Miniconda comes with many useful Python packages, but there are still some that need to be installed separately for your modules. Here’s how to set up a specific work environment for your modules.

Open your terminal, and use the command below to create a new work environment named "dsi_participant". This command will automatically install Python version 3.9 in the environment, so you don't need to install it separately.

conda create --name dsi_participant python=3.9

To use the new environment you created, you need to activate it. Use the command below to activate your "dsi_participant" environment:

conda activate dsi_participant

This command switches your terminal to use the Python version and packages installed within the "dsi_participant" environment, readying it for your work on the modules.

Next, you'll need to install various packages essential for your modules. The following command installs a comprehensive set of packages all at once:

conda install -c conda-forge numpy requests ipykernel pandas seaborn scikit-learn python-dotenv dask=2024.2.0 dask-expr=0.4.1 sacred sqlalchemy=2.0.27 psycopg2=2.9.9 shap=0.44.1 fancyimpute missingno tensorflow matplotlib plotly nbformat scikit-image opencv transformers

Running this command in your "dsi_participant" environment ensures you have almost all the necessary tools installed for the duration of the certificates.

Some packages aren’t available through Conda, so we use another tool called Pip. Pip is similar to Conda but accesses a broader range of software packages. By using Pip, we can install these additional packages directly into the active environment. Since your "dsi_participant" environment is activated, Pip will automatically install the new packages there.

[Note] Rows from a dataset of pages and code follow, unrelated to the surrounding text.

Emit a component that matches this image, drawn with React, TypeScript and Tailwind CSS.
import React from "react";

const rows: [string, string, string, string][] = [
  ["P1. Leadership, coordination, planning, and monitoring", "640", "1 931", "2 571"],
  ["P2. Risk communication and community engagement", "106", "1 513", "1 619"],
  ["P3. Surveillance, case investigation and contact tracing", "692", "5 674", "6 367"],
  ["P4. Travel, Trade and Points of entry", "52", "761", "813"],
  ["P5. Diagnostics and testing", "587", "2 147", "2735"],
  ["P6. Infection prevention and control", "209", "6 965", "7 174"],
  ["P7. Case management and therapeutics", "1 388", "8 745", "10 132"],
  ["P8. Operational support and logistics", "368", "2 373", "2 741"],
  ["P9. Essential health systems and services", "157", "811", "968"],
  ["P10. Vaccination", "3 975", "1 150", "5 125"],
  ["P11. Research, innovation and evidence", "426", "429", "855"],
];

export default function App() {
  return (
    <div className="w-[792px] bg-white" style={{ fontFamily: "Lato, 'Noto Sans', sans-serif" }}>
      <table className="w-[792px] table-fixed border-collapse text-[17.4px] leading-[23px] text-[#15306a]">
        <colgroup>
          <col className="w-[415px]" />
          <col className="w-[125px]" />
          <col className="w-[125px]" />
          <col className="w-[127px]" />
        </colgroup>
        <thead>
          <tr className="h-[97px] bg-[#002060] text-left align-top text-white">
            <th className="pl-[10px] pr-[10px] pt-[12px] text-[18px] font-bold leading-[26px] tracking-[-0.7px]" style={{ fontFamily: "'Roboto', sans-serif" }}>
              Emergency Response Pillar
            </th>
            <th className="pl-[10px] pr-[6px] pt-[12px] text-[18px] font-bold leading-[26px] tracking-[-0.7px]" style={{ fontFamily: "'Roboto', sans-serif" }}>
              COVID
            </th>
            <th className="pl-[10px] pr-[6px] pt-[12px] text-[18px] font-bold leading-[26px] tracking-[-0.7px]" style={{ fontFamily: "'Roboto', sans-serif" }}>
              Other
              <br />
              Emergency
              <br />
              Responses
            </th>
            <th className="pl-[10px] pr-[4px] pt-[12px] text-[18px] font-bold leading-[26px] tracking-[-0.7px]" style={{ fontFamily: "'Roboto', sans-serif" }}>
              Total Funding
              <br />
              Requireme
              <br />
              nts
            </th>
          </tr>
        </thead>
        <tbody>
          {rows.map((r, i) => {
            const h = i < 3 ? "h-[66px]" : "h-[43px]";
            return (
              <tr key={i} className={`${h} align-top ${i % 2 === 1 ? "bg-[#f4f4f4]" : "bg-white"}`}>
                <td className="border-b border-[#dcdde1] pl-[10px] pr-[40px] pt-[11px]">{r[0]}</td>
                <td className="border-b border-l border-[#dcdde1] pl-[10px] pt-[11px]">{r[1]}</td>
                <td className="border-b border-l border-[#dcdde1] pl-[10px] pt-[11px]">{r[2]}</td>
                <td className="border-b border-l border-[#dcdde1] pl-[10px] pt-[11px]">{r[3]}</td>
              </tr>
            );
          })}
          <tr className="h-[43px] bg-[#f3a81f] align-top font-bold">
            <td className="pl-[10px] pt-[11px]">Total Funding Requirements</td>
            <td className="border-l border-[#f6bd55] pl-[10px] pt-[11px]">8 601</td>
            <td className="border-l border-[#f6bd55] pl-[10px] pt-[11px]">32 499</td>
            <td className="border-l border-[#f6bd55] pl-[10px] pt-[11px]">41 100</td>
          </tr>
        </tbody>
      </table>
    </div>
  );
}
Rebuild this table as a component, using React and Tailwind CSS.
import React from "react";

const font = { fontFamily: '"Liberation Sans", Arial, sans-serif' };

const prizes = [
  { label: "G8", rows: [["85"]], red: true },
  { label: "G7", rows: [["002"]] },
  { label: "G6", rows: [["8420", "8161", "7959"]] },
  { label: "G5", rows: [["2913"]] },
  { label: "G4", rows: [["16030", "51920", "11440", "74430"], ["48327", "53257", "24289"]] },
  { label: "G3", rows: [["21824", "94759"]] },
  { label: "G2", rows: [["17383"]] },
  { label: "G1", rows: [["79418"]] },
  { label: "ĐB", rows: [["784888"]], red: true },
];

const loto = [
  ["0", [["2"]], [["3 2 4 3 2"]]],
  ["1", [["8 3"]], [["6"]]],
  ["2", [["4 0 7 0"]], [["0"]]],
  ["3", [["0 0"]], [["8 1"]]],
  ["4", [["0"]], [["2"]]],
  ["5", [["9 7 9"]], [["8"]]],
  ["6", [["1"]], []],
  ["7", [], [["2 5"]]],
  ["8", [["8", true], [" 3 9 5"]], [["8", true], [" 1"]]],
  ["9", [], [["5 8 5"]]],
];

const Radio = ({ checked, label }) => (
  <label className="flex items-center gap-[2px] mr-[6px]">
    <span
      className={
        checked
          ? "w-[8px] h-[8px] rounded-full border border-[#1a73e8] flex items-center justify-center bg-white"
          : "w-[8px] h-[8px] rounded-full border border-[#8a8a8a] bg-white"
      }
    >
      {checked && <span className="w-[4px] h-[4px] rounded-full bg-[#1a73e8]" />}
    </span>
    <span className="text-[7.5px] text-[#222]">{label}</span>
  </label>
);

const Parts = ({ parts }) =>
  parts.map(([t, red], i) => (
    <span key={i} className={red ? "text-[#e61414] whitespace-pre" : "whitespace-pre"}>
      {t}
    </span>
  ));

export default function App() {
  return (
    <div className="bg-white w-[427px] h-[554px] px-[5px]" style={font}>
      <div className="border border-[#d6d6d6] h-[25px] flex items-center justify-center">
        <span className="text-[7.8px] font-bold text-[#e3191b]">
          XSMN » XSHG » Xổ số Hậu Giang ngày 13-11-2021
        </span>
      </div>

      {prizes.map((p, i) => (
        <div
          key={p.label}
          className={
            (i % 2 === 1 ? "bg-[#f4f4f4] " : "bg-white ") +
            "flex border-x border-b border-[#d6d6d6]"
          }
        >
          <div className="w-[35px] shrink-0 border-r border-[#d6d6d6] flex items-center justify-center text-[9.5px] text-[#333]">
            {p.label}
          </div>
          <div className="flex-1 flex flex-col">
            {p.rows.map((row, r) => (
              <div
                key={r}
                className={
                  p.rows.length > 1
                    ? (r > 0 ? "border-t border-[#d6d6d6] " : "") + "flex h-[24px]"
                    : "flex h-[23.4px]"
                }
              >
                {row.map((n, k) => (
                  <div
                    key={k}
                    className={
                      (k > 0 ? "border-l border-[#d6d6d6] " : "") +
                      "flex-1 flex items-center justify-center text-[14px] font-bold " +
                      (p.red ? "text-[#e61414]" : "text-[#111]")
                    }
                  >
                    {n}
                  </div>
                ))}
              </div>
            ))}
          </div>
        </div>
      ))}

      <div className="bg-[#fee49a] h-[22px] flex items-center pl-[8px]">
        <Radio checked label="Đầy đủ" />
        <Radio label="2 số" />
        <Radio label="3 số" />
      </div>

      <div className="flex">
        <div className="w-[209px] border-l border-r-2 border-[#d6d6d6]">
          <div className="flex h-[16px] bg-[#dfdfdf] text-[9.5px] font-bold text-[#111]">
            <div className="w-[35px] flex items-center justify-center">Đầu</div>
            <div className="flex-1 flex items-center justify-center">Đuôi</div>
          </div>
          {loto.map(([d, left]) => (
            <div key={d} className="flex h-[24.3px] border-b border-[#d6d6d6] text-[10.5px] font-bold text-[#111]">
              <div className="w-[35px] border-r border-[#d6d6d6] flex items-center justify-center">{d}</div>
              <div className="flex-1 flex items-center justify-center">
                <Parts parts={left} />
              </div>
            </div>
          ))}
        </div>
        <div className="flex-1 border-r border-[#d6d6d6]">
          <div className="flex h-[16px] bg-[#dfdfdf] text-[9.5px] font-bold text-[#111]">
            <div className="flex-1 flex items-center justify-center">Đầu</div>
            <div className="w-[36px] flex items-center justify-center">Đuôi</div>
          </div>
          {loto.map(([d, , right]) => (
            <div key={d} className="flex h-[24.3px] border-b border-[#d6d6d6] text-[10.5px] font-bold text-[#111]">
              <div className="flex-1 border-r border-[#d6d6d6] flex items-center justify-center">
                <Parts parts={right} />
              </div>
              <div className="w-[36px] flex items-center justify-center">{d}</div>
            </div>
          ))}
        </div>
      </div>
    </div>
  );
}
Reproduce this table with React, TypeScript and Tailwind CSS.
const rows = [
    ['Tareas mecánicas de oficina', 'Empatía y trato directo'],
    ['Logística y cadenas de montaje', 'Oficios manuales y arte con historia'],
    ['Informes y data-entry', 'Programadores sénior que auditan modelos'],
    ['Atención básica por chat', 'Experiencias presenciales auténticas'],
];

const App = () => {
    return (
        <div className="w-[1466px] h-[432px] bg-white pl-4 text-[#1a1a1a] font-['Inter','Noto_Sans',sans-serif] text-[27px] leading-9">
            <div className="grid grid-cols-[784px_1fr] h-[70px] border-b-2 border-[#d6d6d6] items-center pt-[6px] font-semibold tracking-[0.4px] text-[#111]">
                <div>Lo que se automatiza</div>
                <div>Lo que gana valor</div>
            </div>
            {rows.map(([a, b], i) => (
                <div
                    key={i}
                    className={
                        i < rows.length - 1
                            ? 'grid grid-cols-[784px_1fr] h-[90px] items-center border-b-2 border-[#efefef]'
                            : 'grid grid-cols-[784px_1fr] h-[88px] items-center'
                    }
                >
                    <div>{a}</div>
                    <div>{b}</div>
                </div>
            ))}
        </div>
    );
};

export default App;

Here’s the command to install the remaining packages:

pip install yfinance l0bnb faraway pygam islp pybind11

This step completes the setup of all the necessary software for your modules in the designated environment.

And that's it!

If you're interested in checking whether all of the necessary packages have been installed, you can list them by running the following command in your terminal:

conda list

This command will display all the packages currently installed in your dsi_participant environment, allowing you to verify that everything is set up correctly.

Conclusion

This guide has equipped you with all the essential tools needed for your data science journey—from setting up Miniconda for managing dependencies, to coding in VS Code, and ensuring smooth version control with Git and Git Credential Manager. By installing these tools now, you’re setting yourself up for a hassle-free experience, allowing you to focus fully on your learning modules throughout the cohort without further interruptions for software installations.